La seconde partie tire une série de leçons provisoires de la récente crise. Premièrement, elle a montré que la stabilité des prix ne suffisait pas pour maintenir la stabilité financière et, plus généralement, la stabilité macroéconomique. Deuxièmement, si l'ancrage toujours ferme des anticipations d'inflation a aidé les responsables de la politique monétaire à réagir de manière appropriée durant la crise, il est appelé à rester un des éléments clés de la future politique monétaire. Par ailleurs, des études récentes ont révélé l’existence de profils récurrents pouvant contribuer à identifier l'apparition de déséquilibres financiers lors de la phase de formation d’une crise financière grave. Toutefois, il est toujours difficile de repérer les déséquilibres financiers en temps réel. C’est pourquoi des études complémentaires seraient indiquées dans ce domaine.

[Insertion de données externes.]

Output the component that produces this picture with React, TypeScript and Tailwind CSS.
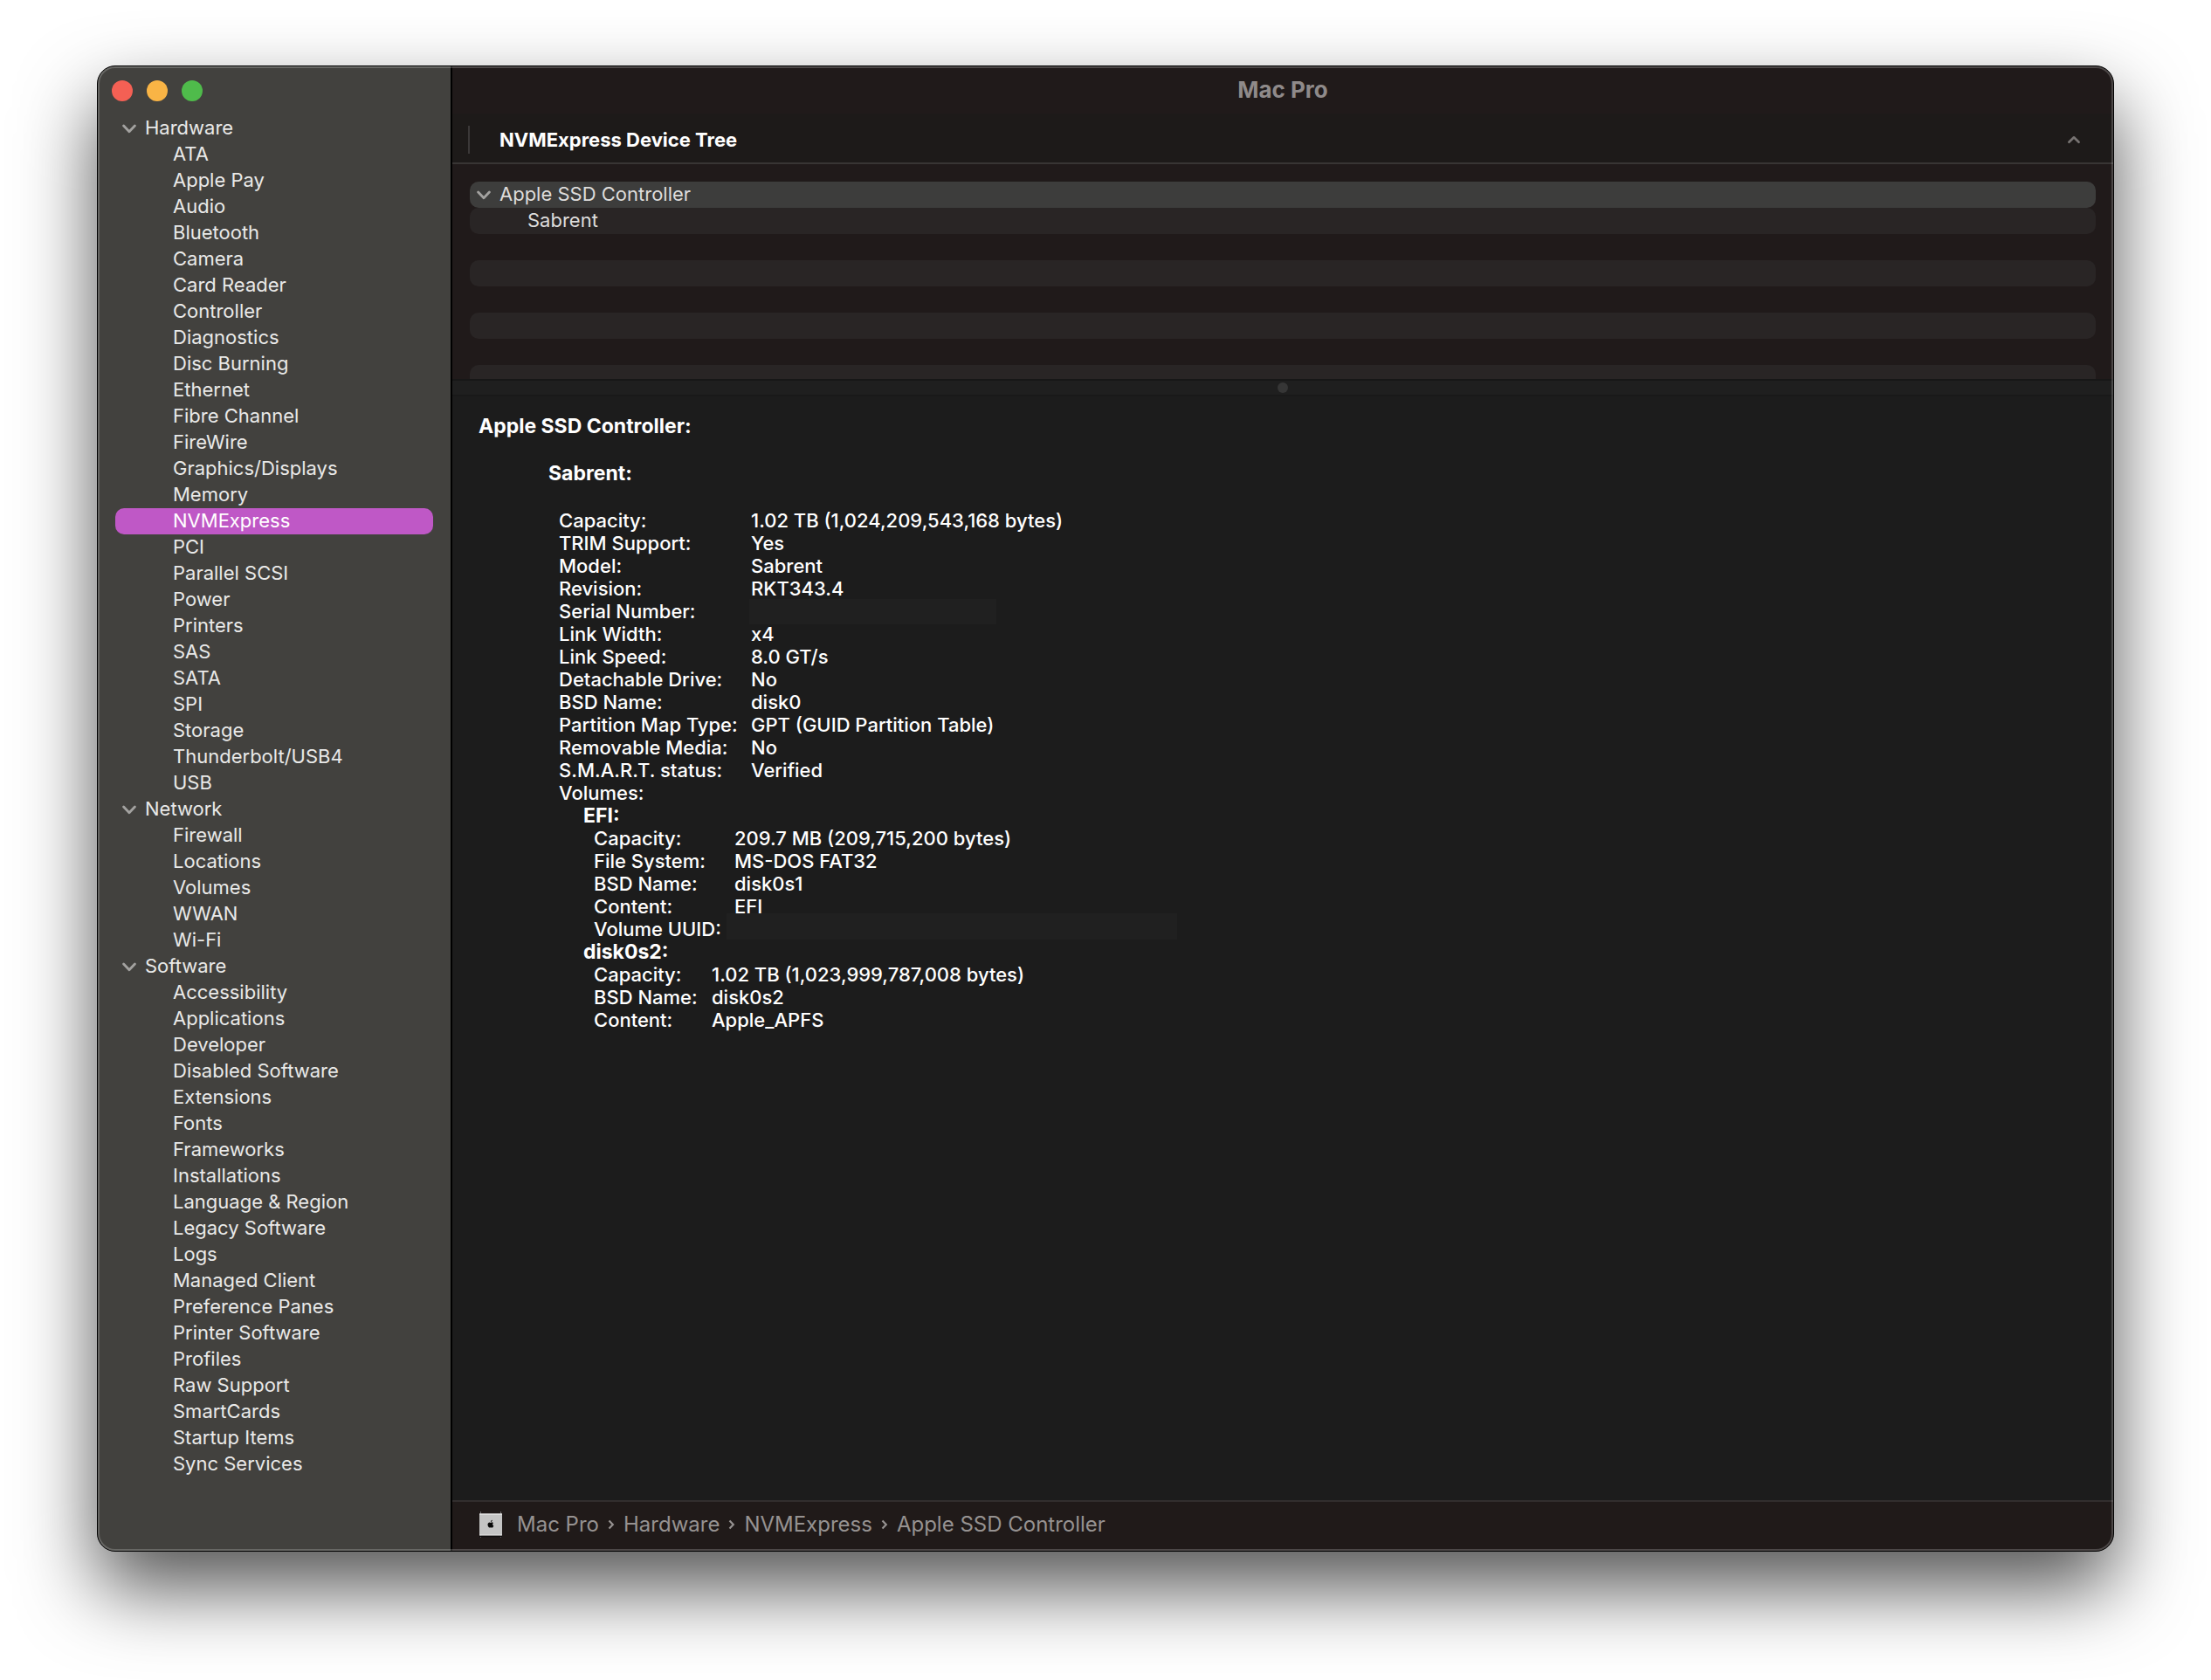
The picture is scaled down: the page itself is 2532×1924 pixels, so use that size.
import { useState } from "react";

type Group = { name: string; items: string[] };
type Field = { label: string; value?: string; mask?: string };

const groups: Group[] = [
  {
    name: "Hardware",
    items: [
      "ATA", "Apple Pay", "Audio", "Bluetooth", "Camera", "Card Reader", "Controller",
      "Diagnostics", "Disc Burning", "Ethernet", "Fibre Channel", "FireWire",
      "Graphics/Displays", "Memory", "NVMExpress", "PCI", "Parallel SCSI", "Power",
      "Printers", "SAS", "SATA", "SPI", "Storage", "Thunderbolt/USB4", "USB",
    ],
  },
  { name: "Network", items: ["Firewall", "Locations", "Volumes", "WWAN", "Wi-Fi"] },
  {
    name: "Software",
    items: [
      "Accessibility", "Applications", "Developer", "Disabled Software", "Extensions",
      "Fonts", "Frameworks", "Installations", "Language & Region", "Legacy Software",
      "Logs", "Managed Client", "Preference Panes", "Printer Software", "Profiles",
      "Raw Support", "SmartCards", "Startup Items", "Sync Services",
    ],
  },
];

const driveFields: Field[] = [
  { label: "Capacity:", value: "1.02 TB (1,024,209,543,168 bytes)" },
  { label: "TRIM Support:", value: "Yes" },
  { label: "Model:", value: "Sabrent" },
  { label: "Revision:", value: "RKT343.4" },
  { label: "Serial Number:", mask: "-left-0.5 -top-px h-[29px] w-[283px]" },
  { label: "Link Width:", value: "x4" },
  { label: "Link Speed:", value: "8.0 GT/s" },
  { label: "Detachable Drive:", value: "No" },
  { label: "BSD Name:", value: "disk0" },
  { label: "Partition Map Type:", value: "GPT (GUID Partition Table)" },
  { label: "Removable Media:", value: "No" },
  { label: "S.M.A.R.T. status:", value: "Verified" },
  { label: "Volumes:" },
];

const efiFields: Field[] = [
  { label: "Capacity:", value: "209.7 MB (209,715,200 bytes)" },
  { label: "File System:", value: "MS-DOS FAT32" },
  { label: "BSD Name:", value: "disk0s1" },
  { label: "Content:", value: "EFI" },
  { label: "Volume UUID:", mask: "-left-[9px] -top-[5px] h-[30px] w-[516px]" },
];

const diskFields: Field[] = [
  { label: "Capacity:", value: "1.02 TB (1,023,999,787,008 bytes)" },
  { label: "BSD Name:", value: "disk0s2" },
  { label: "Content:", value: "Apple_APFS" },
];

const crumbs = ["Mac Pro", "Hardware", "NVMExpress", "Apple SSD Controller"];

function Chevron() {
  return (
    <svg className="h-3 w-4 shrink-0" viewBox="0 0 16 12" fill="none" stroke="#a3a2a0" strokeWidth="2.8" strokeLinecap="round" strokeLinejoin="round" aria-hidden="true">
      <path d="M1.600 3 8 9.800l6.400-6.800" />
    </svg>
  );
}

function Fields({ rows, column }: { rows: Field[]; column: string }) {
  return (
    <table className="border-collapse font-medium whitespace-nowrap">
      <tbody>
        {rows.map((row) => (
          <tr key={row.label} className="h-[26px]">
            <th scope="row" className={`${column} p-0 text-left font-medium`}>{row.label}</th>
            <td className="relative p-0">
              {row.value}
              {row.mask && <span className={`absolute bg-[#202020] ${row.mask}`} />}
            </td>
          </tr>
        ))}
      </tbody>
    </table>
  );
}

function Sidebar() {
  const [selected, setSelected] = useState("NVMExpress");
  const [closed, setClosed] = useState<string[]>([]);
  const toggle = (name: string) =>
    setClosed(closed.includes(name) ? closed.filter((n) => n !== name) : [...closed, name]);

  return (
    <aside className="w-[406px] shrink-0 border-r-2 border-black bg-[#42413e]">
      <div className="flex h-14 items-start gap-4 pt-4 pl-4">
        <button aria-label="Close" className="size-6 rounded-full bg-[#f46054]" />
        <button aria-label="Minimize" className="size-6 rounded-full bg-[#f9b445]" />
        <button aria-label="Zoom" className="size-6 rounded-full bg-[#4fbb4b]" />
      </div>
      <nav className="px-5 text-[#e9e9e8]">
        {groups.map((group) => (
          <section key={group.name}>
            <button
              onClick={() => toggle(group.name)}
              aria-expanded={!closed.includes(group.name)}
              className="flex h-[30px] w-full items-center gap-2.5 pl-2"
            >
              <Chevron />
              <span className="pb-0.5">{group.name}</span>
            </button>
            {!closed.includes(group.name) && (
              <ul>
                {group.items.map((item) => (
                  <li key={item}>
                    <button
                      onClick={() => setSelected(item)}
                      className={`flex h-[30px] w-full items-center rounded-[10px] pb-0.5 pl-[66px] ${selected === item ? "bg-[#bf58c6] text-white" : ""}`}
                    >
                      {item}
                    </button>
                  </li>
                ))}
              </ul>
            )}
          </section>
        ))}
      </nav>
    </aside>
  );
}

function DeviceTree() {
  return (
    <section className="shrink-0">
      <div className="flex h-[58px] items-center border-b-2 border-[#383534] bg-[#1d1a19] pt-1 pr-[37px] pl-[18px]">
        <span className="h-8 w-0.5 bg-[#3b3838]" />
        <button className="flex flex-1 items-center justify-between pl-[34px] font-bold text-white">
          NVMExpress Device Tree
          <svg className="h-[10px] w-4" viewBox="0 0 16 10" fill="none" stroke="#777372" strokeWidth="2.600" strokeLinecap="round" strokeLinejoin="round" aria-hidden="true">
            <path d="M2.400 7.800 8 2.300l5.600 5.500" />
          </svg>
        </button>
      </div>
      <div role="tree" aria-label="NVMExpress Device Tree" className="h-[246px] overflow-hidden px-5 pt-5 text-[#dddcdb]">
        <button role="treeitem" aria-expanded="true" className="flex h-[30px] w-full items-center gap-2.5 rounded-[10px] bg-[#3d3d3c] pl-2">
          <Chevron />
          <span className="pb-0.5">Apple SSD Controller</span>
        </button>
        <button role="treeitem" className="flex h-[30px] w-full items-center rounded-[10px] bg-[#292525] pb-0.5 pl-[66px]">
          Sabrent
        </button>
        <div className="mt-[30px] h-[30px] rounded-[10px] bg-[#292525]" />
        <div className="mt-[30px] h-[30px] rounded-[10px] bg-[#292525]" />
        <div className="mt-[30px] h-[30px] rounded-[10px] bg-[#292525]" />
      </div>
    </section>
  );
}

function MacProIcon() {
  return (
    <svg className="h-8 w-[26px] shrink-0" viewBox="0 0 26 32" aria-hidden="true">
      <path d="M1.500 1v30M24.500 1v30" stroke="#6b6969" strokeWidth="1" />
      <rect x="0" y="3.500" width="26" height="25" fill="#c4c4c4" />
      <path d="M0 4.200h26M0 28h26" stroke="#e6e6e6" strokeWidth="1.200" />
      <path d="M0 29.500h26" stroke="#0b0b0b" strokeWidth="1.400" />
      <path d="M13 13.900c.6-.4 1.100-.6 1.700-.5.6.1 1 .3 1.300.7-1.300 1-1 2.700.3 3.300-.4 1.200-1.100 2.100-1.800 2.100-.6 0-.8-.3-1.500-.3s-.9.3-1.500.3c-1-.1-2.100-2-2-3.700.1-1.500 1-2.400 2.100-2.400.6 0 1 .3 1.400.5Zm-.1-.8c0-1.200.8-2.200 1.900-2.300.1 1.200-.8 2.200-1.900 2.300Z" fill="#080808" />
    </svg>
  );
}

function PathBar() {
  return (
    <footer className="flex h-[58px] shrink-0 items-center border-t-2 border-[#322e2e] bg-[#201a19] pb-1 pl-[31px] text-2xl text-[#969291]">
      <MacProIcon />
      <ol className="flex items-center pl-[17px]">
        {crumbs.map((crumb, i) => (
          <li key={crumb} className="flex items-center">
            {i > 0 && (
              <svg className="mx-2.5 h-3 w-2" viewBox="0 0 8 12" fill="none" stroke="#969291" strokeWidth="2.200" aria-hidden="true">
                <path d="M1.500 1.500 5.800 6l-4.300 4.500" />
              </svg>
            )}
            <button>{crumb}</button>
          </li>
        ))}
      </ol>
    </footer>
  );
}

export default function App() {
  return (
    <div className="flex min-h-screen bg-white px-[111px] pt-[75px] pb-[147px] font-[Inter,sans-serif] text-[22px] leading-[26px]">
      <main className="relative flex min-w-0 flex-1 overflow-hidden rounded-[21px] border border-black bg-[#1c1c1c] shadow-[0_42px_88px_rgba(0,0,0,0.67)]">
        <Sidebar />
        <div className="flex min-w-0 flex-1 flex-col bg-[#201a1a]">
          <header className="flex h-[54px] shrink-0 items-center justify-center">
            <h1 className="text-[26px] font-bold text-[#8f8a8a]">Mac Pro</h1>
          </header>
          <DeviceTree />
          <div role="separator" aria-label="Resize panes" className="flex h-5 shrink-0 items-center justify-center border-t-2 border-b-2 border-t-[#171717] border-b-[#191919] bg-[#1f1f1f]">
            <span className="size-3 rounded-full bg-[#363636]" />
          </div>
          <section className="flex-1 bg-[#1c1c1c] pt-[21px] pl-[30px] text-white">
            <h2 className="text-[23px] leading-[26px] font-bold">Apple SSD Controller:</h2>
            <h3 className="mt-7 mb-7 pl-20 text-[23px] leading-[26px] font-bold">Sabrent:</h3>
            <div className="pl-[92px]">
              <Fields rows={driveFields} column="w-[220px]" />
              <h4 className="pl-7 text-[23px] leading-[26px] font-bold">EFI:</h4>
              <div className="pl-10">
                <Fields rows={efiFields} column="w-[161px]" />
              </div>
              <h4 className="pl-7 text-[23px] leading-[26px] font-bold">disk0s2:</h4>
              <div className="pl-10">
                <Fields rows={diskFields} column="w-[135px]" />
              </div>
            </div>
          </section>
          <PathBar />
        </div>
        <div className="pointer-events-none absolute inset-0 rounded-[20px] border-2 border-white/20" />
      </main>
    </div>
  );
}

La question se pose de savoir si, à l'avenir, la politique monétaire doit contribuer davantage au maintien de la stabilité financière et éventuellement recevoir un mandat plus large. Ce débat est encore en cours. Néanmoins, plusieurs lignes de force apparaissent déjà clairement. La stabilité financière devrait en premier lieu profiter d'un renforcement de la politique prudentielle, et notamment de la conduite d'une politique macroprudentielle. En outre, une politique macroprudentielle efficace, réduisant notamment la procyclicité du système financier, facilitera la stabilisation macroéconomique exercée par la politique monétaire et plus spécifiquement la recherche de la stabilité des prix. De plus, le recours à des instruments macroprudentiels spécifiques diminue le risque de voir se poser des dilemmes en termes de politique économique, précisément parce que les deux politiques peuvent évoluer en sens opposés en fonction des circonstances et sont donc à même de faire face à des défis spécifiques. Tel pourrait par exemple être le cas lorsque le système financier présente des vulnérabilités, alors que, sur le plan macroéconomique, des risques haussiers menacent la stabilité des prix. Dans ce cas, la politique macroprudentielle devrait pouvoir être assouplie et la politique monétaire, durcie. À l'inverse, il peut être indiqué, dans certaines circonstances, d'assouplir la politique monétaire tout en durcissant la politique macroprudentielle, notamment en l'absence de pressions inflationnistes, alors que des évolutions critiques menacent le système financier.

En principe, ceci n’implique pas de modification substantielle des cadres de politique monétaire existants. Néanmoins, il semble opportun que la politique monétaire elle-même contribue davantage à la stabilité financière. Surtout, son incidence sur le comportement en matière de risques des différents agents économiques doit être prise en considération. En outre, un poids plus important doit être attribué à l'analyse de l'émergence des déséquilibres financiers. Ceci n'est pas contradictoire avec la priorité du mandat de stabilité des prix, étant donné que la crise a montré que les risques pesant sur la stabilité financière entraînent également à un horizon plus lointain des risques pour la stabilité des prix. Cela suppose toutefois un allongement de l'horizon de la politique monétaire. Si un tel allongement devait effectivement être appliqué, il serait souhaitable qu'une communication explicite soit faite à ce sujet. La stratégie de la politique monétaire en serait ainsi clarifiée et sa responsabilité mieux formulée.